Though a good florist can make floral arrangements look effortless, designing your own bouquets and vase arrangements for an at-home event can seem quite daunting. Following a few basic guidelines as you create your bouquet can help you avoid common problems like lopsidedness or holes in the crown.
Choose appropriate flowers for the occasion.
A festive dinner or celebration calls for lots of color. Don’t be afraid to get creative with your bouquet, use fun shapes and colors and mix with interesting accent greens as flowers such as yellow craspedia or curly willow. Oranges, reds, and yellows mixed with purples and blues are great for celebratory events like banquets and parties. On the other hand, if you’re planning a more down-tempo affair, or attempting to create a sympathy bouquet stick with elegant tones of white, cream and blue, perhaps mixed with some greens like bear grass or ti leaves.
Pick a vase and form your “base”.
Now you’ll have to make some decisions about the dimensions of your arrangement. How high do you want it to be? Should it be wide or compact? Take the location of the arrangement into consideration when you make these decisions; this will help you pick the right sized vase. The greens and foliage will be the foundation of your bouquet and help to shape the entire arrangement as you add flowers. It’s important to spend a little extra time and care on this step. Build a foundation that is higher towards the back and allow the foliage to rest easily on the edge of your vase. You can decide whether to make this base of green asymmetrical (for a more modern look) or symmetrical (more traditional).
Add your “face” flowers.
Weave the larger “face” flowers – such as roses, peonies, anything with a large, open head – into your foliage, trimming the stems at different lengths so that they don’t form a bulky line of blooms, that’s a sure way to ruin the aesthetic of your bouquet. The stems of the foliage should form a kind or netting or web that will hold the face flowers in place. Play around with the arrangement of the flowers until you find a design that’s pleasing to you. It doesn’t have to be symmetrical, but watch out for lopsidedness or drooping.
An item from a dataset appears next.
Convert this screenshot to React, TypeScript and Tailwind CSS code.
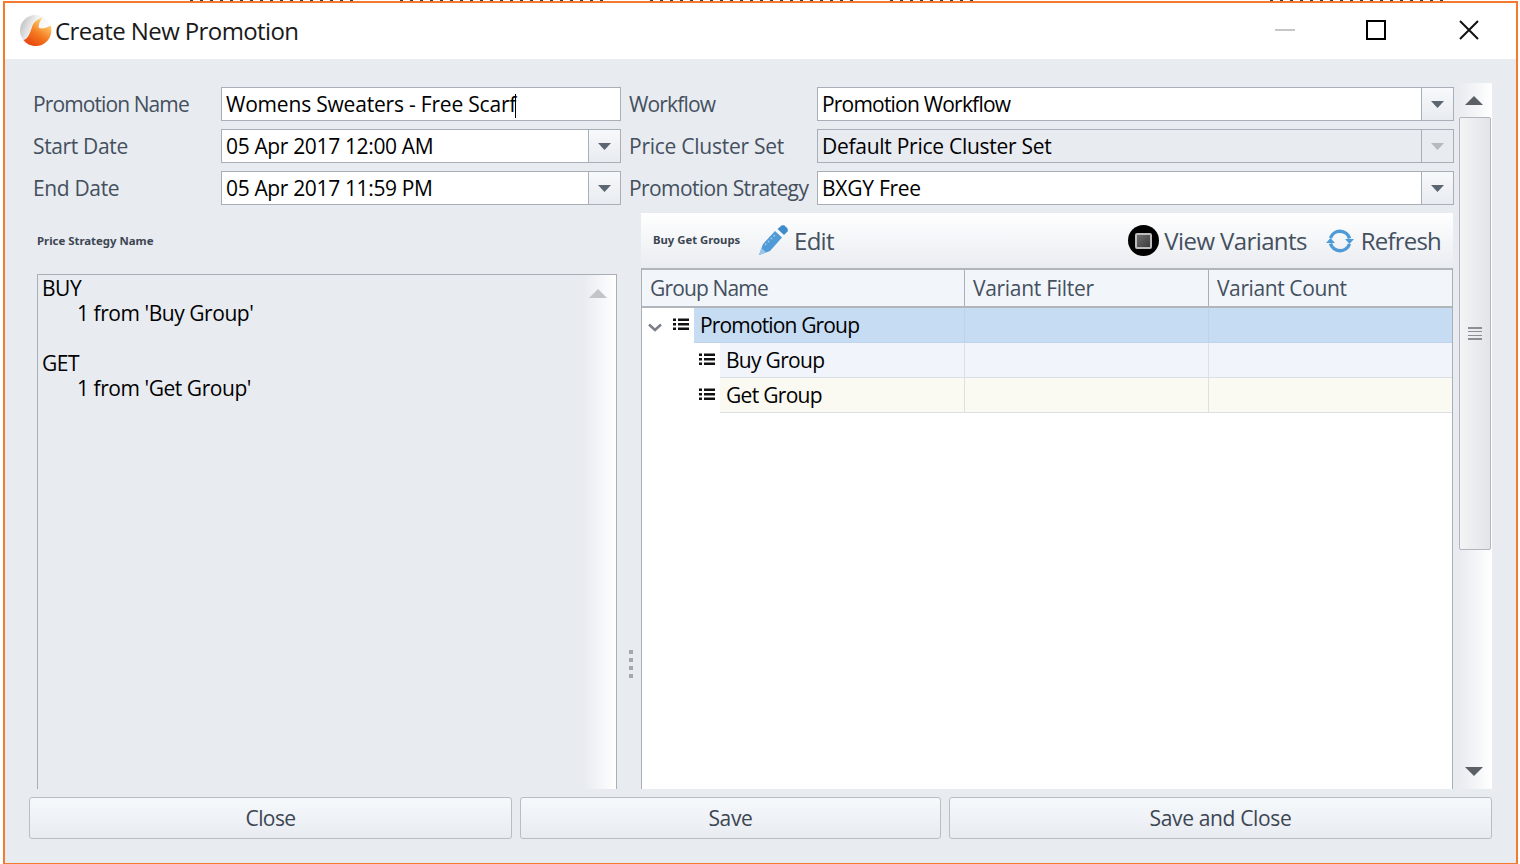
import React from "react";

const font = { fontFamily: '"Open Sans","Noto Sans",sans-serif' };

function Caret({ color = "#5b6672" }: { color?: string }) {
  return (
    <svg width="13" height="7" viewBox="0 0 13 7">
      <path d="M0 0h13L6.5 7z" fill={color} />
    </svg>
  );
}

function Field({ value, caret, combo, disabled, track }: { value: string; caret?: boolean; combo?: boolean; disabled?: boolean; track: string }) {
  return (
    <div className={`flex h-[34px] border border-[#a9afb8] ${disabled ? "bg-[#e8ebf0]" : "bg-white"}`}>
      <div className={`flex-1 pl-[4px] text-[21px] leading-[32px] text-black whitespace-nowrap overflow-hidden ${track}`}>
        {value}
        {caret && <span className="inline-block w-[1px] h-[24px] bg-black align-middle -ml-[1px]" />}
      </div>
      {combo && (
        <div className={`w-[32px] border-l border-[#a9afb8] flex items-center justify-center ${disabled ? "bg-[#e8ebf0]" : "bg-gradient-to-b from-[#f7f9fb] to-[#e8ebf0]"}`}>
          <Caret color={disabled ? "#b5bac1" : "#5b6672"} />
        </div>
      )}
    </div>
  );
}

function Label({ children, track }: { children: React.ReactNode; track: string }) {
  return <div className={`text-[21px] leading-[34px] text-[#44505e] whitespace-nowrap ${track}`}>{children}</div>;
}

function ListIcon() {
  return (
    <svg width="16" height="13" viewBox="0 0 16 13" className="shrink-0">
      <path d="M0 .5h3v2.500H0zM5 .5h11v2.500H5zM0 5h3v2.500H0zM5 5h11v2.500H5zM0 9.500h3V12H0zM5 9.500h11V12H5z" fill="#111" />
    </svg>
  );
}

function TreeRow({ label, bg, indent, chevron, border, track }: { label: string; bg: string; indent: string; chevron?: boolean; border: string; track: string }) {
  return (
    <div className="flex h-[35px]">
      <div className={`${indent} shrink-0 flex items-center justify-end pr-[5px] pb-[2px] relative`}>
        {chevron && (
          <svg width="14" height="9" viewBox="0 0 14 9" className="absolute left-[6px] top-[15px]">
            <path d="M1 1.500 7 7l6-5.500" fill="none" stroke="#7b8088" strokeWidth="2.500" />
          </svg>
        )}
        <ListIcon />
      </div>
      <div className={`flex-1 flex ${bg} border-b ${border}`}>
        <div className={`flex-1 pl-[6px] text-[21px] leading-[34px] text-black border-r ${border} ${track}`}>{label}</div>
        <div className={`w-[244px] border-r ${border}`} />
        <div className="w-[243px]" />
      </div>
    </div>
  );
}

function Logo() {
  return (
    <svg width="32" height="34" viewBox="0 0 32 34" className="shrink-0 ml-[1px]">
      <defs>
        <linearGradient id="sph" x1="0" y1="0" x2="1" y2="0.4">
          <stop offset="0" stopColor="#b4b4b4" />
          <stop offset="0.5" stopColor="#f2f2f2" />
          <stop offset="1" stopColor="#ffffff" />
        </linearGradient>
        <linearGradient id="org" x1="0.8" y1="0.2" x2="0.3" y2="1">
          <stop offset="0" stopColor="#fdc766" />
          <stop offset="0.5" stopColor="#f47a20" />
          <stop offset="1" stopColor="#e8450f" />
        </linearGradient>
      </defs>
      <circle cx="15.500" cy="16.500" r="15.500" fill="url(#sph)" />
      <path d="M3.500 26C8 25 10 19 12 13 13.500 8 17 5.500 22 4 19.500 8 18 12 19 14 22 15 26 14 30.500 11.500A15.500 15.500 0 0 1 14 32C10 31.500 6 29.500 3.500 26Z" fill="url(#org)" />
    </svg>
  );
}

function Btn({ label, cls, track }: { label: string; cls: string; track: string }) {
  return (
    <div className={`${cls} h-[42px] pt-[1px] rounded-[3px] border border-[#b9bdc4] bg-gradient-to-b from-[#f6f9fc] to-[#e8ebf0] flex items-center justify-center text-[21px] text-[#3c4652] ${track}`}>
      {label}
    </div>
  );
}

const dash = "h-[1px] bg-[repeating-linear-gradient(90deg,#3a3a3a_0_3px,transparent_3px_10px)]";

export default function App() {
  return (
    <div className="w-[1520px] h-[864px] bg-white pl-[3px] pr-[2px] overflow-hidden" style={font}>
      <div className="h-[1px] flex">
        <div className="w-[187px]" />
        <div className={`w-[170px] ${dash}`} />
        <div className="w-[40px]" />
        <div className={`w-[210px] ${dash}`} />
        <div className="w-[40px]" />
        <div className={`w-[210px] ${dash}`} />
        <div className="w-[30px]" />
        <div className={`w-[85px] ${dash}`} />
        <div className="w-[295px]" />
        <div className={`w-[180px] ${dash}`} />
      </div>
      <div className="h-[863px] border-t-[2px] border-x-[2px] border-b border-[#f47a2f] bg-[#e8ebf0] flex flex-col">
        {/* title bar */}
        <div className="h-[56px] bg-white flex items-center shrink-0 pl-[14px]">
          <Logo />
          <div className="ml-[3px] text-[24px] text-[#1a1a1a] tracking-[-0.6px] flex-1">Create New Promotion</div>
          <div className="w-[20px] h-[2px] bg-[#c6c6c6] mr-[71px] mb-[2px]" />
          <div className="w-[20px] h-[20px] border-[2px] border-black mr-[73px] mb-[2px]" />
          <svg width="20" height="20" viewBox="0 0 20 20" className="mr-[37px] mb-[2px]">
            <path d="M1 1l18 18M19 1 1 19" stroke="#111" strokeWidth="2" />
          </svg>
        </div>

        {/* body */}
        <div className="flex-1 flex flex-col pl-[24px] pr-[24px] pt-[24px] min-h-0">
          <div className="h-[706px] flex shrink-0">
            <div className="w-[1425px] pl-[4px] pt-[4px] flex flex-col">
              {/* form */}
              <div className="grid grid-cols-[188px_400px_196px_637px] gap-y-[8px] h-[118px] shrink-0">
                <Label track="tracking-[-0.9px]">Promotion Name</Label>
                <Field value="Womens Sweaters - Free Scarf" caret track="tracking-[-0.2px]" />
                <div className="pl-[8px]"><Label track="tracking-[-0.85px]">Workflow</Label></div>
                <Field value="Promotion Workflow" combo track="tracking-[-0.8px]" />
                <Label track="tracking-[-0.35px]">Start Date</Label>
                <Field value="05 Apr 2017 12:00 AM" combo track="tracking-[-0.35px]" />
                <div className="pl-[8px]"><Label track="tracking-[-0.25px]">Price Cluster Set</Label></div>
                <Field value="Default Price Cluster Set" combo disabled track="tracking-[-0.27px]" />
                <Label track="tracking-[-0.35px]">End Date</Label>
                <Field value="05 Apr 2017 11:59 PM" combo track="tracking-[-0.35px]" />
                <div className="pl-[8px]"><Label track="tracking-[-0.6px]">Promotion Strategy</Label></div>
                <Field value="BXGY Free" combo track="tracking-[-0.25px]" />
              </div>

              {/* panels */}
              <div className="flex-1 flex min-h-0 pl-[4px]">
                <div className="w-[580px] flex flex-col shrink-0">
                  <div className="h-[69px] pt-[28px] text-[11.4px] leading-[16px] font-bold text-[#3c4652]" style={{ fontFamily: '"Noto Sans",sans-serif' }}>Price Strategy Name</div>
                  <div className="flex-1 border-x border-t border-[#a9afb8] flex min-h-0">
                    <div className="flex-1 pl-[4px] pt-[1px] text-[21px] leading-[25px] text-black tracking-[-0.45px]">
                      <div>BUY</div>
                      <div className="pl-[35px]">1 from 'Buy Group'</div>
                      <div className="h-[25px]" />
                      <div>GET</div>
                      <div className="pl-[35px]">1 from 'Get Group'</div>
                    </div>
                    <div className="w-[33px] bg-gradient-to-r from-[#e8ebf0] to-white flex justify-center pt-[14px] pr-[4px]">
                      <svg width="18" height="9" viewBox="0 0 18 9"><path d="M9 0l9 9H0z" fill="#c2c4c8" /></svg>
                    </div>
                  </div>
                </div>

                <div className="w-[24px] shrink-0 flex flex-col items-center justify-end pb-[111px] gap-[4px] pl-[4px]">
                  {[0, 1, 2, 3].map((i) => (
                    <div key={i} className="w-[4px] h-[4px] bg-[#a4a9b0]" />
                  ))}
                </div>

                <div className="w-[812px] shrink-0 pt-[8px] flex flex-col">
                  <div className="h-[55px] shrink-0 bg-gradient-to-b from-white to-[#e9ecf1] flex items-center pl-[12px] pr-[12px]">
                    <span className="text-[11.3px] font-bold text-[#3c4652] w-[105px] whitespace-nowrap" style={{ fontFamily: '"Noto Sans",sans-serif' }}>Buy Get Groups</span>
                    <svg width="32" height="32" viewBox="0 0 32 32" className="shrink-0">
                      <path d="M1 30l4-11L17 6l7 6.500L12 26z" fill="#4f9bd8" />
                      <path d="M1 30l2.500-7 4.500 4.500z" fill="#9cc6e8" />
                      <path d="M7 20l11-11" stroke="#9cc6e8" strokeWidth="1.500" strokeDasharray="2 2" />
                      <path d="M19.500 4l4-3.500c1-.5 2-.5 3 0l3 3c.5 1 .5 2 0 3L26 10z" fill="#3f8ccb" />
                    </svg>
                    <span className="ml-[4px] text-[24px] text-[#44505e] tracking-[-0.7px]">Edit</span>
                    <div className="flex-1" />
                    <div className="w-[31px] h-[31px] rounded-full bg-black flex items-center justify-center blur-[0.4px]">
                      <div className="w-[17px] h-[16px] rounded-[2px] bg-gradient-to-br from-[#6e6e6e] to-[#3e3e3e] border-2 border-[#bdbdbd]" />
                    </div>
                    <span className="ml-[5px] text-[24px] text-[#44505e] tracking-[-0.6px]">View Variants</span>
                    <svg width="30" height="30" viewBox="0 0 30 30" className="ml-[18px] shrink-0">
                      <path d="M5.500 12A10 10 0 0 1 24.500 12.500" fill="none" stroke="#4f9bd8" strokeWidth="3.500" />
                      <path d="M24.500 18A10 10 0 0 1 5.500 17.500" fill="none" stroke="#4f9bd8" strokeWidth="3.500" />
                      <path d="M20 13h9l-4.500 5zM1 17h9l-4.500-5z" fill="#4f9bd8" />
                    </svg>
                    <span className="ml-[6px] text-[24px] text-[#44505e] tracking-[-0.8px]">Refresh</span>
                  </div>
                  <div className="flex-1 bg-white border-l border-r border-[#a9afb8] flex flex-col min-h-0">
                    <div className="h-[40px] shrink-0 flex border-y-2 border-y-[#b1b5bc] bg-[#f2f5fa] text-[21px] leading-[36px] text-[#44505e]">
                      <div className="flex-1 pl-[8px] border-r border-[#a9afb8] tracking-[-0.85px]">Group Name</div>
                      <div className="w-[244px] pl-[8px] border-r border-[#a9afb8] tracking-[-0.3px]">Variant Filter</div>
                      <div className="w-[243px] pl-[8px] tracking-[-0.4px]">Variant Count</div>
                    </div>
                    <TreeRow label="Promotion Group" bg="bg-[#c6dcf3]" indent="w-[52px]" chevron border="border-[#c0d4e9]" track="tracking-[-0.85px]" />
                    <TreeRow label="Buy Group" bg="bg-[#f1f4fa]" indent="w-[78px]" border="border-[#dcdfe4]" track="tracking-[-0.7px]" />
                    <TreeRow label="Get Group" bg="bg-[#fafaf2]" indent="w-[78px]" border="border-[#dcdfe4]" track="tracking-[-0.7px]" />
                  </div>
                </div>
              </div>
            </div>

            {/* scrollbar */}
            <div className="w-[33px] ml-[5px] shrink-0 bg-gradient-to-r from-[#e8ebf0] to-white flex flex-col">
              <div className="h-[34px] flex items-center justify-center shrink-0 pr-[3px]">
                <svg width="18" height="9" viewBox="0 0 18 9"><path d="M9 0l9 9H0z" fill="#5c6066" /></svg>
              </div>
              <div className="h-[433px] shrink-0 rounded-[2px] border border-[#b2b6bc] bg-gradient-to-r from-[#f3f4f6] to-[#e2e4e7] flex items-center justify-center mr-[1px]">
                <div className="w-[14px] h-[13px] flex flex-col justify-between">
                  {[0, 1, 2, 3].map((i) => (
                    <div key={i} className="h-[1.500px] bg-[#8b8f95]" />
                  ))}
                </div>
              </div>
              <div className="flex-1 flex items-end justify-center pb-[13px] pr-[3px]">
                <svg width="18" height="9" viewBox="0 0 18 9"><path d="M0 0h18L9 9z" fill="#5c6066" /></svg>
              </div>
            </div>
          </div>

          {/* buttons */}
          <div className="flex gap-[8px] pt-[8px]">
            <Btn label="Close" cls="w-[483px]" track="tracking-[-0.6px]" />
            <Btn label="Save" cls="w-[421px]" track="tracking-[-0.35px]" />
            <Btn label="Save and Close" cls="flex-1" track="tracking-[-0.35px]" />
          </div>
        </div>
      </div>
    </div>
  );
}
Add smaller blooms and accents.
Now to complete your bouquet, add your accent flowers and greens or vines, such as curly willow or forsythia branches. Make sure to add these at every level of the bouquet and fill in any holes. Flower arranging is an art, not an exact science. Find a shape and organization that works for you and if anything doesn’t look right move things around. You want to end up with a cohesive shape where flowers are not so loose that they fall out or droop, and so tight that it looks overly manicured. You’ll know when you’re done.